Set during the Korean War, a war not often depicted on screen, Devotion shows a story of humility and service and demonstrates the kind of grit it takes to be the first of your people to do anything. Hudner and Majors project serious chemistry, and the mirror scene in the middle of the film makes Majors a definite contender for a best actor award this year. Film Fest 919 awarded Dillard the Horizon Award, a movie given to a director with a breakthrough achievement. My short interview with JD Dillard
Final score: 3.5 out of 5

[L-R] Catherine Clinch as CAIT, Carrie Crowley as EIBHLIN in THE QUIET GIRL

The Quiet Girl [An Cailín Ciúin], directed by Colm Bairéad

Ireland's official entry for this year's Academy Awards, The Quiet Girl sneaks up on you with its emotional resonance. Adapted from the story "Foster," written by Claire Keegan, Colm Bairéad directs his first cinematic feature film. Gentle and meditative, The Quiet Girl celebrates the power in silence, of wells that run deep, and of words that don't always need to be said.

Young Cáit (Catherine Clinch) is one of many neglected children in a dysfunctional household. She is considered the troublemaker because she likes to wander off in a world of her own and wets the bed sometimes, too. When her mother's cousin offers to take her for the summer, she is treated with a level of tenderness and consideration unimagined by the couple, Eibhlín Cinnsealach (Carrie Crowley), and her husband Seán (Andrew Bennett). Her relationship with Eibhlin forms easily enough from the start; Eibhlín has a caregiver's heart. But it's Cáit's bond with fellow introvert Seán that will break your heart. Underneath Seán's gruff and standoffish manner lies a gentle protector with a complex interior world.

The Quiet Girl takes care with the details, the little things one does to show tenderness and consideration for another human being: the sensory pleasure of having your hair brushed, the kindness of a cookie left as an offering, and the gift of silence and emotional space. Cinematographer Kate McCullough uses the camera to show Cáit's perspective, lingering on the sky as the rides in the car or the covered lane of trees as she runs to the mailbox. And all of this lingering and lyrical imagery is accompanied by the lush score of Stephen Rennicks (Normal People, Room).

There's a long heritage of stories featuring neglected young people who begin to thrive in the healing balm of nature, such as The Secret Garden and Heidi. The Quiet Girl can live in that space, and Heidi even shows up prominently as a book that Cáit and Seán read together. This gentle Irish language film can be enjoyed by almost any age and was one of two film that tied for audience favorite at Film Fest 919, along with The Banshees of Inisherin.

Final score: 5 out of 5

[L-R] Judith Ivey as AGATA, Claire Foy as SALOME in WOMEN TALKING

Women Talking, directed by Sarah Polley, based on a novel by Miriam Toews

Scathing without being scandalous, Women Talking keeps the gaze on the titular women and avoids any attention to the men who have victimized them. The women of a small enclosed religious community are the victims of repeated sexual assaults, while the men who commit these crimes go unpunished. A quorum of said women come together to decide if they will do nothing, stay and fight, or leave. There's much at stake -- to do nothing seems no longer bearable, to stay and fight means risking God's vengeance for not turning the other cheek, and to leave means separation from the people and parts of life they love. 
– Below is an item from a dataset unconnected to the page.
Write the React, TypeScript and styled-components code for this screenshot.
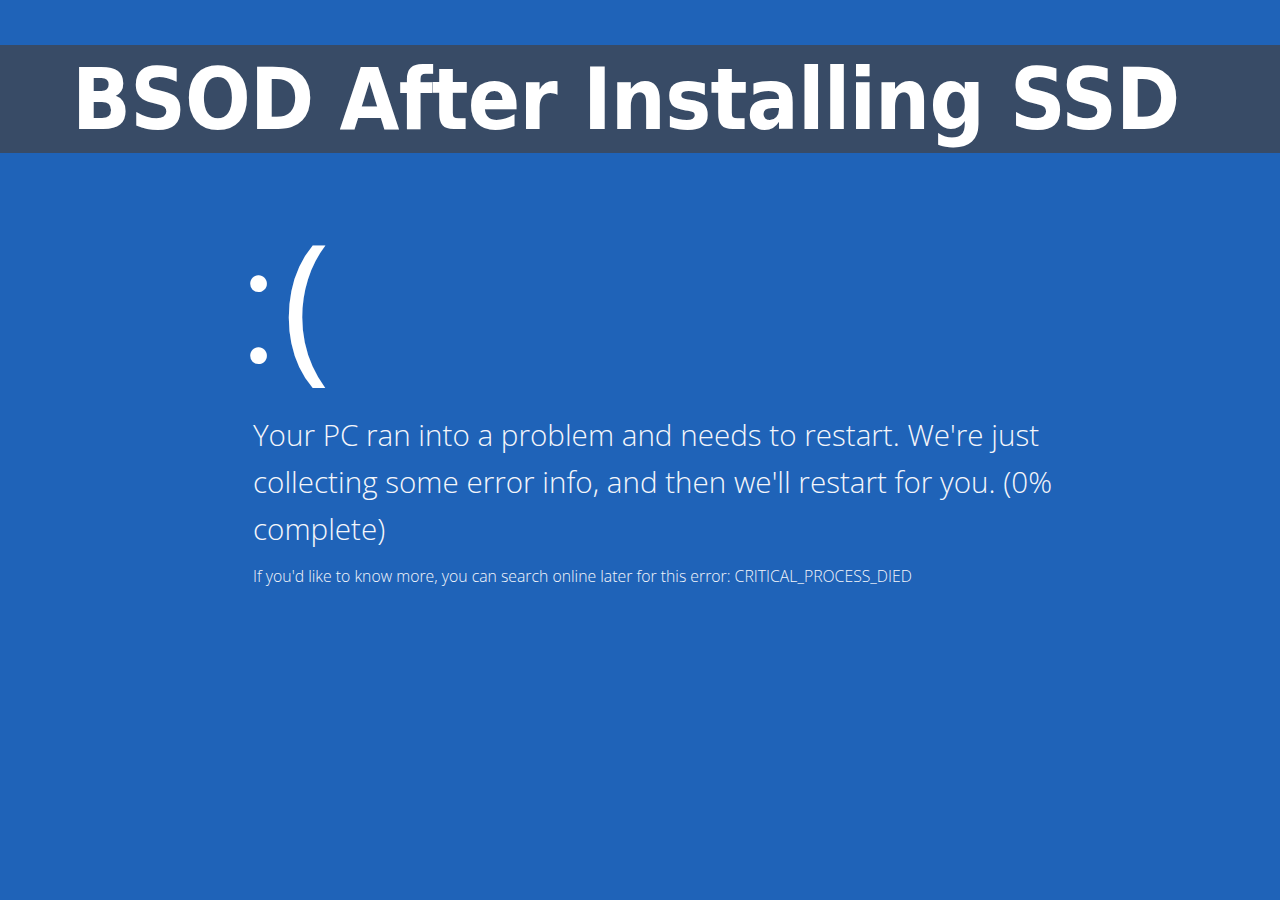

It's a taut 24 hour story that mostly takes place in one hayloft. In a place where women have no voice, this group finds strength in communion with one another. They don't always agree on the right thing to do, but they are fiercely devoted to one another and to their God. Intermittent montage scenes break up the dialogue and offer glimpses into the idyllic and pastoral life this commune offers. These scenes function to give us moments of reprieve and also offer insight into how difficult leaving would be.

An unidentified narrator, who turns out to be one of the young girls in attendance, quickly shares the events that lead up to the gathering. What occurs feels much like a courtroom drama, where they lay out the evidence and examine all sides. Everyone is allowed a voice and the right to be heard. Director Sarah Polley has gathered an ensemble cast of powerhouse women for the task, with most of the heavy lifting handled by Rooney Mara as the gentle and intelligent Ona, Jessie Buckley as the spikey and outspoken Mariche, and Claire Foy as Salome, the one who most wants to fight. But each member of the ensemble cast has a moment to shine, whether it's a monologue or a moment of clarity. Each of the women has dealt with their oppression with various coping mechanisms, offering a glimpse into the different ways trauma manifests itself. We see brief flashbacks to their respective assaults but no gratuitous rape scenes occur on screen. The one man allowed to attend is schoolteacher August (Ben Whishaw), who takes the minutes since none of the women have been taught to write.

Women Talking functions as a spiritual sequel to last year's Mass, directed by Fran Kranz, which depicted a complicated conversation with no easy answers and themes of faith at the center. At the end of the day, it's not the outcome that matters as much as the process. A group of women hear each other out and have the right to think, speak, and breathe without hindrance. When words fail, they can sing and find comfort in their combined voices crying out to God.